--- BEGIN Listing ---

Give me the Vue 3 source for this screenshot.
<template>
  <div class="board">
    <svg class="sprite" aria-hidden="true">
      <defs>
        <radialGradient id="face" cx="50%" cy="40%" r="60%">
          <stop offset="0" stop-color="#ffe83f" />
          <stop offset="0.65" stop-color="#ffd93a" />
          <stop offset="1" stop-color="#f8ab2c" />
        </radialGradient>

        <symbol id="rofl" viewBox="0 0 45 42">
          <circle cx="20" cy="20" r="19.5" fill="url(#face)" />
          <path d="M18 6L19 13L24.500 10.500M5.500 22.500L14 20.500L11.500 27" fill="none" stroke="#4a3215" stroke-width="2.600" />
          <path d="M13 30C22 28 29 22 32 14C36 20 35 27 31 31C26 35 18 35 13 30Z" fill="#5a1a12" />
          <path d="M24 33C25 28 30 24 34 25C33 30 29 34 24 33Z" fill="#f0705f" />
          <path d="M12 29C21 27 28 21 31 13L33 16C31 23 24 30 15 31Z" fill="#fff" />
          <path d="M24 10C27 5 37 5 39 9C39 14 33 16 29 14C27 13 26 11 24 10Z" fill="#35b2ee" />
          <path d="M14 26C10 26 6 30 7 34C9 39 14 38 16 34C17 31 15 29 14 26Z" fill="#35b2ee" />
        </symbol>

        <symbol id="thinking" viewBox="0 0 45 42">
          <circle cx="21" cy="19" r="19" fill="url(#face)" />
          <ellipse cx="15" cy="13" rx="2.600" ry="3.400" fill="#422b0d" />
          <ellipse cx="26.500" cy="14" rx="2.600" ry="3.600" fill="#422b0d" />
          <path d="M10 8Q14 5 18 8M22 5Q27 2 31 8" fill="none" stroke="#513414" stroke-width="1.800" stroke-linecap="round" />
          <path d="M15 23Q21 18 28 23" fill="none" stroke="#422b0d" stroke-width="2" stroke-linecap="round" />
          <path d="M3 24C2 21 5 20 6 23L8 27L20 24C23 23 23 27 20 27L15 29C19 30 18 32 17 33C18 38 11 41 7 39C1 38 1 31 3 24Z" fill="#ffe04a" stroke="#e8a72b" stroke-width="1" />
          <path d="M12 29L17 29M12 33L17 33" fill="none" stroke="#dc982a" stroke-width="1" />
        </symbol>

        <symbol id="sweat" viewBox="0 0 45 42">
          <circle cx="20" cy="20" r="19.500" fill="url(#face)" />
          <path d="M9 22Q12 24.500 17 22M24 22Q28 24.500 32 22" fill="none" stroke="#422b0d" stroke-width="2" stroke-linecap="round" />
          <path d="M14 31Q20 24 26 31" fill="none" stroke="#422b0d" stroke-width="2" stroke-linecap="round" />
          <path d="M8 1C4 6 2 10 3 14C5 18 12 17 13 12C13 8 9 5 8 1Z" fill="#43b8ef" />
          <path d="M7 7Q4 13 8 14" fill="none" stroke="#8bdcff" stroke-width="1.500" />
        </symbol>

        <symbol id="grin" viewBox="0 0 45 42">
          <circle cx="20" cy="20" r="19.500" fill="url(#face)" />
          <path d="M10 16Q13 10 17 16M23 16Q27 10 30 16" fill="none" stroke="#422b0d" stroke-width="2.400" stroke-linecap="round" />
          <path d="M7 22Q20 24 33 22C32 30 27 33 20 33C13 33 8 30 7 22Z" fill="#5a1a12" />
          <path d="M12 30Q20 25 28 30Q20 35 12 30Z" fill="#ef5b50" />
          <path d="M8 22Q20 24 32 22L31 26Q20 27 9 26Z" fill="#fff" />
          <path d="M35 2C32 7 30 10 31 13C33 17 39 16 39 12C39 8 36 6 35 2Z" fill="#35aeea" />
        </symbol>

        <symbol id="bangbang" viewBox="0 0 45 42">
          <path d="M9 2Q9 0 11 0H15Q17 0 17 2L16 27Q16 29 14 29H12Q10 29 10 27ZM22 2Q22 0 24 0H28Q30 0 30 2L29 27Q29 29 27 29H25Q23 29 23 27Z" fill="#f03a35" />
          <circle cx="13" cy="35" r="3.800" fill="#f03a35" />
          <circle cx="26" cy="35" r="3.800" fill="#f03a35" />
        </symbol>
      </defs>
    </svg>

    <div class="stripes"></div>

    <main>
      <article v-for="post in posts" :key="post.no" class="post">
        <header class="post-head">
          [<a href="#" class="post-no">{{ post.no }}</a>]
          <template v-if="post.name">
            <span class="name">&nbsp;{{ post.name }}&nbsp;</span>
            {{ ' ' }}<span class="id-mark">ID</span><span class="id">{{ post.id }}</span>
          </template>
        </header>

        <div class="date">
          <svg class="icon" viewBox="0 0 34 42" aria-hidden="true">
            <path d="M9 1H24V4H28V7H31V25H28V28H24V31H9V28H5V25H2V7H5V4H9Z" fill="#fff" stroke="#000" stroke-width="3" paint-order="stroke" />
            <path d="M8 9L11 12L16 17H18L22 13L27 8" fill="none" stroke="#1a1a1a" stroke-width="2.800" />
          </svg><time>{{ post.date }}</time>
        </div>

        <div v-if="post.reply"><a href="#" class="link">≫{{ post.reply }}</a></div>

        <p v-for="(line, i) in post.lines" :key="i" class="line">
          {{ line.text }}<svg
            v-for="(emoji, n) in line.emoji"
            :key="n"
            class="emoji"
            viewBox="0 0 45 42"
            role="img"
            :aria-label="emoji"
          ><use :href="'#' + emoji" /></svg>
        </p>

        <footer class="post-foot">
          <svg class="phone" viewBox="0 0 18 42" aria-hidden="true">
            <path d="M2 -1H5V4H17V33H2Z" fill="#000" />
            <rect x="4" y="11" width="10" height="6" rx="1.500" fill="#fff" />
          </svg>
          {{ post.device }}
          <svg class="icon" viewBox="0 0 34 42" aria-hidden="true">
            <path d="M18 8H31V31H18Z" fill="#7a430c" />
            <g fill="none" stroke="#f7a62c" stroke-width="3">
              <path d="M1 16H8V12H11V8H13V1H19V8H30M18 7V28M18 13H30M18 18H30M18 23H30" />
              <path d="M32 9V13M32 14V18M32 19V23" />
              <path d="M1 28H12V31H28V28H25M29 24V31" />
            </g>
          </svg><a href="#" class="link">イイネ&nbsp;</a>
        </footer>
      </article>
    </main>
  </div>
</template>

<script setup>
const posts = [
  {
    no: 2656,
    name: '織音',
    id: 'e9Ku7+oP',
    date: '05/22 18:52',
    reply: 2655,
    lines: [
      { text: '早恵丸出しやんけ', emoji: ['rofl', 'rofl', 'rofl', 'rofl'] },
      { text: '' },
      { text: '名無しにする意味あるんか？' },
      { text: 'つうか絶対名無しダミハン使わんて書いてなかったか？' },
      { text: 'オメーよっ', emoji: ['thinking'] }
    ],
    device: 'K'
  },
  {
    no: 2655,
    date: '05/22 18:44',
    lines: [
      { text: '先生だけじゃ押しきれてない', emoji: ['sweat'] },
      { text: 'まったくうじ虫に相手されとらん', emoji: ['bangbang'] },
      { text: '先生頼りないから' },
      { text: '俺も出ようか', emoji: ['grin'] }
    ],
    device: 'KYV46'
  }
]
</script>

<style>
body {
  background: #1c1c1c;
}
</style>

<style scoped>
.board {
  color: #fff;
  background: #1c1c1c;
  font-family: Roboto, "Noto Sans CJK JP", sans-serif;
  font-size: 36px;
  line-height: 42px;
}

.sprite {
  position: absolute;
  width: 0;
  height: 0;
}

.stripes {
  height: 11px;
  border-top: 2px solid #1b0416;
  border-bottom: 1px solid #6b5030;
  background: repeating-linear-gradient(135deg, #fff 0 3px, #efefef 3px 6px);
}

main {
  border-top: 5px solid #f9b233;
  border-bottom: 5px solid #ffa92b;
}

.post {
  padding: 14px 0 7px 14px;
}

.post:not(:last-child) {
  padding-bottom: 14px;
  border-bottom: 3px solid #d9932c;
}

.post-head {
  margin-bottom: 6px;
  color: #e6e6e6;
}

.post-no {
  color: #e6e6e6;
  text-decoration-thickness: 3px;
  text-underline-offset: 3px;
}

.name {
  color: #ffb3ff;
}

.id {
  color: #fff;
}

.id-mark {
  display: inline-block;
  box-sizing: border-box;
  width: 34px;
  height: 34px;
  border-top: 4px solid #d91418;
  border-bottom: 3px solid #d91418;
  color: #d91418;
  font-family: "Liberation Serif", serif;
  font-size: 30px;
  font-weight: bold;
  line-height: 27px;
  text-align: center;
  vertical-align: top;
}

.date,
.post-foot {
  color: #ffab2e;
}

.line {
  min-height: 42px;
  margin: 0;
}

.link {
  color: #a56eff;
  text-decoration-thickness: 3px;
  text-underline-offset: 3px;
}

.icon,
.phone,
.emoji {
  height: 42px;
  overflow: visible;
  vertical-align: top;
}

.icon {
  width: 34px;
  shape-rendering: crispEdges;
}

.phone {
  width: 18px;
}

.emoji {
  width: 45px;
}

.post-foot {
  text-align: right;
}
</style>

--- END Listing ---
--- BEGIN Listing ---

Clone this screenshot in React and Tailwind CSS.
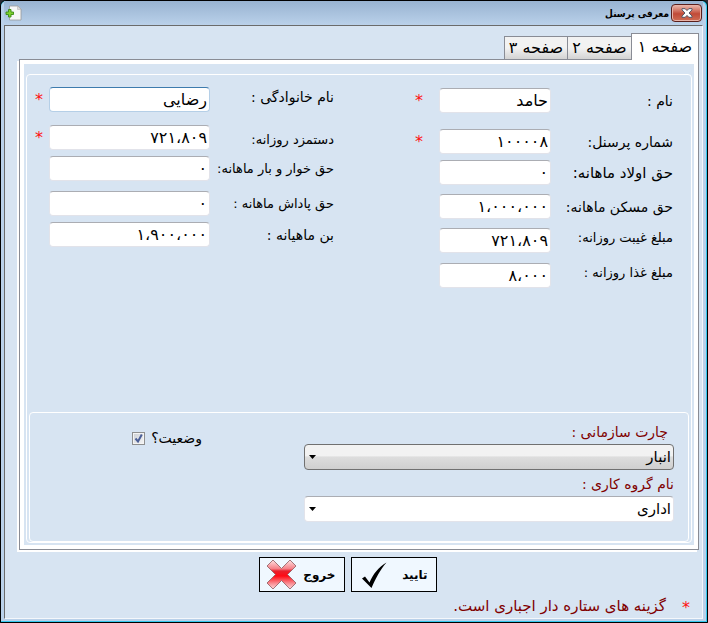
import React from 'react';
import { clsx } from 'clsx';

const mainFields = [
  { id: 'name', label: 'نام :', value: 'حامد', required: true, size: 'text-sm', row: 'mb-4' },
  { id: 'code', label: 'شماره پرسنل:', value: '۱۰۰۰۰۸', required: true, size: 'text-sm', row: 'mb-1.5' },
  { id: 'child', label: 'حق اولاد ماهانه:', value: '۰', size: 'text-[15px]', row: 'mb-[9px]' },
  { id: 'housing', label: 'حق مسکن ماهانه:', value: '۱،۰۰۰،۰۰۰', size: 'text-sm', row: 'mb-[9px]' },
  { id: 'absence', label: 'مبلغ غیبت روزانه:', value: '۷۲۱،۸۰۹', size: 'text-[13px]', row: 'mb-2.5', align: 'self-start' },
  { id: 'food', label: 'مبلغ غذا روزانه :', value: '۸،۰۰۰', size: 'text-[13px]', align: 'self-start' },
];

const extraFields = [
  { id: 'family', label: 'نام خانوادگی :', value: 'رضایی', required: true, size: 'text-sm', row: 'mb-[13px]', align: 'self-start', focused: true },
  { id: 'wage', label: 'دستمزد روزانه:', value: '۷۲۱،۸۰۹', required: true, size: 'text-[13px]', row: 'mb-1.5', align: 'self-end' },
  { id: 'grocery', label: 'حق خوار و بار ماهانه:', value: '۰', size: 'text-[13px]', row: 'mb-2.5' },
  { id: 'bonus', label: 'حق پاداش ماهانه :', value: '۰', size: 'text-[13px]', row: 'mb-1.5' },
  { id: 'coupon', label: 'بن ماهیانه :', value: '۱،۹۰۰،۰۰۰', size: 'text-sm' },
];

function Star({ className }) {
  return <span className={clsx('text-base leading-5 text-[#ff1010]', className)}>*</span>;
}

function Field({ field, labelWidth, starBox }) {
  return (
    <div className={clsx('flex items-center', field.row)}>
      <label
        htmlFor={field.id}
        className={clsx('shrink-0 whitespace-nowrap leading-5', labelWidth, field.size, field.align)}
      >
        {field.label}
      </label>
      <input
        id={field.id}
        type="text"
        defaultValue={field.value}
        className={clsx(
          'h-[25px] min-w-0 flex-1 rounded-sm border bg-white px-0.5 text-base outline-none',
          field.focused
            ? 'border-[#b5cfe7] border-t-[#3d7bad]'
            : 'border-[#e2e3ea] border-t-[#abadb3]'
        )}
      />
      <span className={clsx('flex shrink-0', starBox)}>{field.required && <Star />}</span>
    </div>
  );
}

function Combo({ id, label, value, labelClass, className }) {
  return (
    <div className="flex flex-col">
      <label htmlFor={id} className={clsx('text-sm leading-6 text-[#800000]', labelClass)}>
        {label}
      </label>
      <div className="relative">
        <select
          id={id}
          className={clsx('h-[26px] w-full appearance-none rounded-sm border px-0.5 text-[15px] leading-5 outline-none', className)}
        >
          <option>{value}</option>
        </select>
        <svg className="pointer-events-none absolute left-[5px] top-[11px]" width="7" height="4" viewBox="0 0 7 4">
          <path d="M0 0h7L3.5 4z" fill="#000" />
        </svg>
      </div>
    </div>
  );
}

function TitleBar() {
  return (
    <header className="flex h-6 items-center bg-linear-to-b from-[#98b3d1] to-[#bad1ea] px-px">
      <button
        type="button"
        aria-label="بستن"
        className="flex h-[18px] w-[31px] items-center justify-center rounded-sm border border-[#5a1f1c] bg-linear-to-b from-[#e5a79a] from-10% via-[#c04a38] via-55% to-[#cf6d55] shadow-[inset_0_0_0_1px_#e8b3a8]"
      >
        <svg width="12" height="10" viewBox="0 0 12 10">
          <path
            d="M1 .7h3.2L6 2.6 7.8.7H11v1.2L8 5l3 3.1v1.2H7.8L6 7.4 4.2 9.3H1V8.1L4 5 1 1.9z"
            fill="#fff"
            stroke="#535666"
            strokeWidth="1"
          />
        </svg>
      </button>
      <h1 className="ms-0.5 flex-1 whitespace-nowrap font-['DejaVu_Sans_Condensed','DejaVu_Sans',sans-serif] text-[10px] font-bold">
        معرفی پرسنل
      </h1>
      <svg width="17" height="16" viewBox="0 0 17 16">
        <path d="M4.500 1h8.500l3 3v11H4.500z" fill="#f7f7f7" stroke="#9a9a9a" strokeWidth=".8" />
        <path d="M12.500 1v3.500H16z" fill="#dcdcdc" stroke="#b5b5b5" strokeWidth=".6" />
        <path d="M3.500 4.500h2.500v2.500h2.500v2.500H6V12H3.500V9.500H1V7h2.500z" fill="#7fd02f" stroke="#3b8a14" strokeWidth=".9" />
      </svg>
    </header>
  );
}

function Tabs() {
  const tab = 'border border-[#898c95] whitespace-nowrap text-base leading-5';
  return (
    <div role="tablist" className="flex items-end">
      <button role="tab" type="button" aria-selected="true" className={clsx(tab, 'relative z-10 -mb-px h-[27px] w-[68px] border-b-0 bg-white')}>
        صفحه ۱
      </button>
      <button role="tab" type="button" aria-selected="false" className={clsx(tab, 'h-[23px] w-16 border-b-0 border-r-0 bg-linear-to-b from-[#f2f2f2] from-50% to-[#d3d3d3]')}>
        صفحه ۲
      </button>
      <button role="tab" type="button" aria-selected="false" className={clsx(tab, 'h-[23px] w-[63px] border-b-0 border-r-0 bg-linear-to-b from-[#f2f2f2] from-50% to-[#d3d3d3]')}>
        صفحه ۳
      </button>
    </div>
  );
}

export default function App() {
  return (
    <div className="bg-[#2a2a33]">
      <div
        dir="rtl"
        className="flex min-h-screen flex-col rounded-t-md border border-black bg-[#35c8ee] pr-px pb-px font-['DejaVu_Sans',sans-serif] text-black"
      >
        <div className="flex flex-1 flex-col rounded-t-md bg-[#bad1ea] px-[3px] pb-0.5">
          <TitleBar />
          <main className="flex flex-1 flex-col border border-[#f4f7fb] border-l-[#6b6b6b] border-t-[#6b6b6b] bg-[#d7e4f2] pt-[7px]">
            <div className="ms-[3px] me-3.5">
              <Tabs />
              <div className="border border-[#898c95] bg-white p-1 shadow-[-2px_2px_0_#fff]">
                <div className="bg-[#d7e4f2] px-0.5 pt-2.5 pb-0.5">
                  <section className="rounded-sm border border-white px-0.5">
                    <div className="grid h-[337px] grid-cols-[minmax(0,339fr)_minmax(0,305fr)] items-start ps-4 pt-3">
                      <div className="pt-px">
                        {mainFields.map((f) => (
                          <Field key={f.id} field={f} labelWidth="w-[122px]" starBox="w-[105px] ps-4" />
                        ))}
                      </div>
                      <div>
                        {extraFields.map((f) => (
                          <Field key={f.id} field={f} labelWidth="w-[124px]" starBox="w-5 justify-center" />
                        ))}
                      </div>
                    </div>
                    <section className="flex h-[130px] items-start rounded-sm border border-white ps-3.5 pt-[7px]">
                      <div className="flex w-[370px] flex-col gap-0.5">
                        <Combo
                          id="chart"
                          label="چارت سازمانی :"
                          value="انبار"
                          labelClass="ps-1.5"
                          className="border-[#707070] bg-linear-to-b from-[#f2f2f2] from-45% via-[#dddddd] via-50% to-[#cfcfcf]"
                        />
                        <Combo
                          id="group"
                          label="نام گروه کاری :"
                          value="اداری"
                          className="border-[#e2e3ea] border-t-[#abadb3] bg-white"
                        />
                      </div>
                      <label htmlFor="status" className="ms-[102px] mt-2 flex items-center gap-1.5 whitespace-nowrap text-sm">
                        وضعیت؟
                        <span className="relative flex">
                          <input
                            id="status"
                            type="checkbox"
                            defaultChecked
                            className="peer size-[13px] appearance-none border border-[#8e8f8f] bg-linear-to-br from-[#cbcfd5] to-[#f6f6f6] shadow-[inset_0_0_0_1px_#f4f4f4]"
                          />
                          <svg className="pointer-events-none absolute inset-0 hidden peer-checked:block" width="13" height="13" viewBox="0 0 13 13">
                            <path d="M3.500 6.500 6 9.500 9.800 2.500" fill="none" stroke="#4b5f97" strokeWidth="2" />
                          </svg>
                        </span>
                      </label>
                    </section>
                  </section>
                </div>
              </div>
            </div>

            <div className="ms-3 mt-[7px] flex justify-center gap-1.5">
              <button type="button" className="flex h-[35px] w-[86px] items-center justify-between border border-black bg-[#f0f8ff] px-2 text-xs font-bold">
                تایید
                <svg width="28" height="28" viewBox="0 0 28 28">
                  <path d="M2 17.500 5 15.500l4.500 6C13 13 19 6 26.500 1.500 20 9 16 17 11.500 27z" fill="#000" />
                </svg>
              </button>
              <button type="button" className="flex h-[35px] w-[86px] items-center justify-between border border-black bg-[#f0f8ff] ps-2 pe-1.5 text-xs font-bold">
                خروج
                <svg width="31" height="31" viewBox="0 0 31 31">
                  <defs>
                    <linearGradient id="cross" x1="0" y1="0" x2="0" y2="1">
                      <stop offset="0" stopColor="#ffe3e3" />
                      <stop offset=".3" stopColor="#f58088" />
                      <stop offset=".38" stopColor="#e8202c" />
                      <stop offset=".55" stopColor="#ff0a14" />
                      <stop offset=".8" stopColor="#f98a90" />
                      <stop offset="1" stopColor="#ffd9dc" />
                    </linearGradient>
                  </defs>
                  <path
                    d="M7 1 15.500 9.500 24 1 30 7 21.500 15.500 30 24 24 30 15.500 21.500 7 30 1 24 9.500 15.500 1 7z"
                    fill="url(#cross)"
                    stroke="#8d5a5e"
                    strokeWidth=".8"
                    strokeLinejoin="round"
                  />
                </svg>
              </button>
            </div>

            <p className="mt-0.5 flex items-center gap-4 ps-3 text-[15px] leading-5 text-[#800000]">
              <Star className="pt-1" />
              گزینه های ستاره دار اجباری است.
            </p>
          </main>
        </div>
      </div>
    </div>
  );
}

--- END Listing ---

| Task directions |
Only the lines from the line with "Give me the Vue 3 source for this screenshot." to the line with "</radialGradient>", inclusive, are to be printed, exactly as they appear.

| Written answer |
Give me the Vue 3 source for this screenshot.
<template>
  <div class="board">
    <svg class="sprite" aria-hidden="true">
      <defs>
        <radialGradient id="face" cx="50%" cy="40%" r="60%">
          <stop offset="0" stop-color="#ffe83f" />
          <stop offset="0.65" stop-color="#ffd93a" />
          <stop offset="1" stop-color="#f8ab2c" />
        </radialGradient>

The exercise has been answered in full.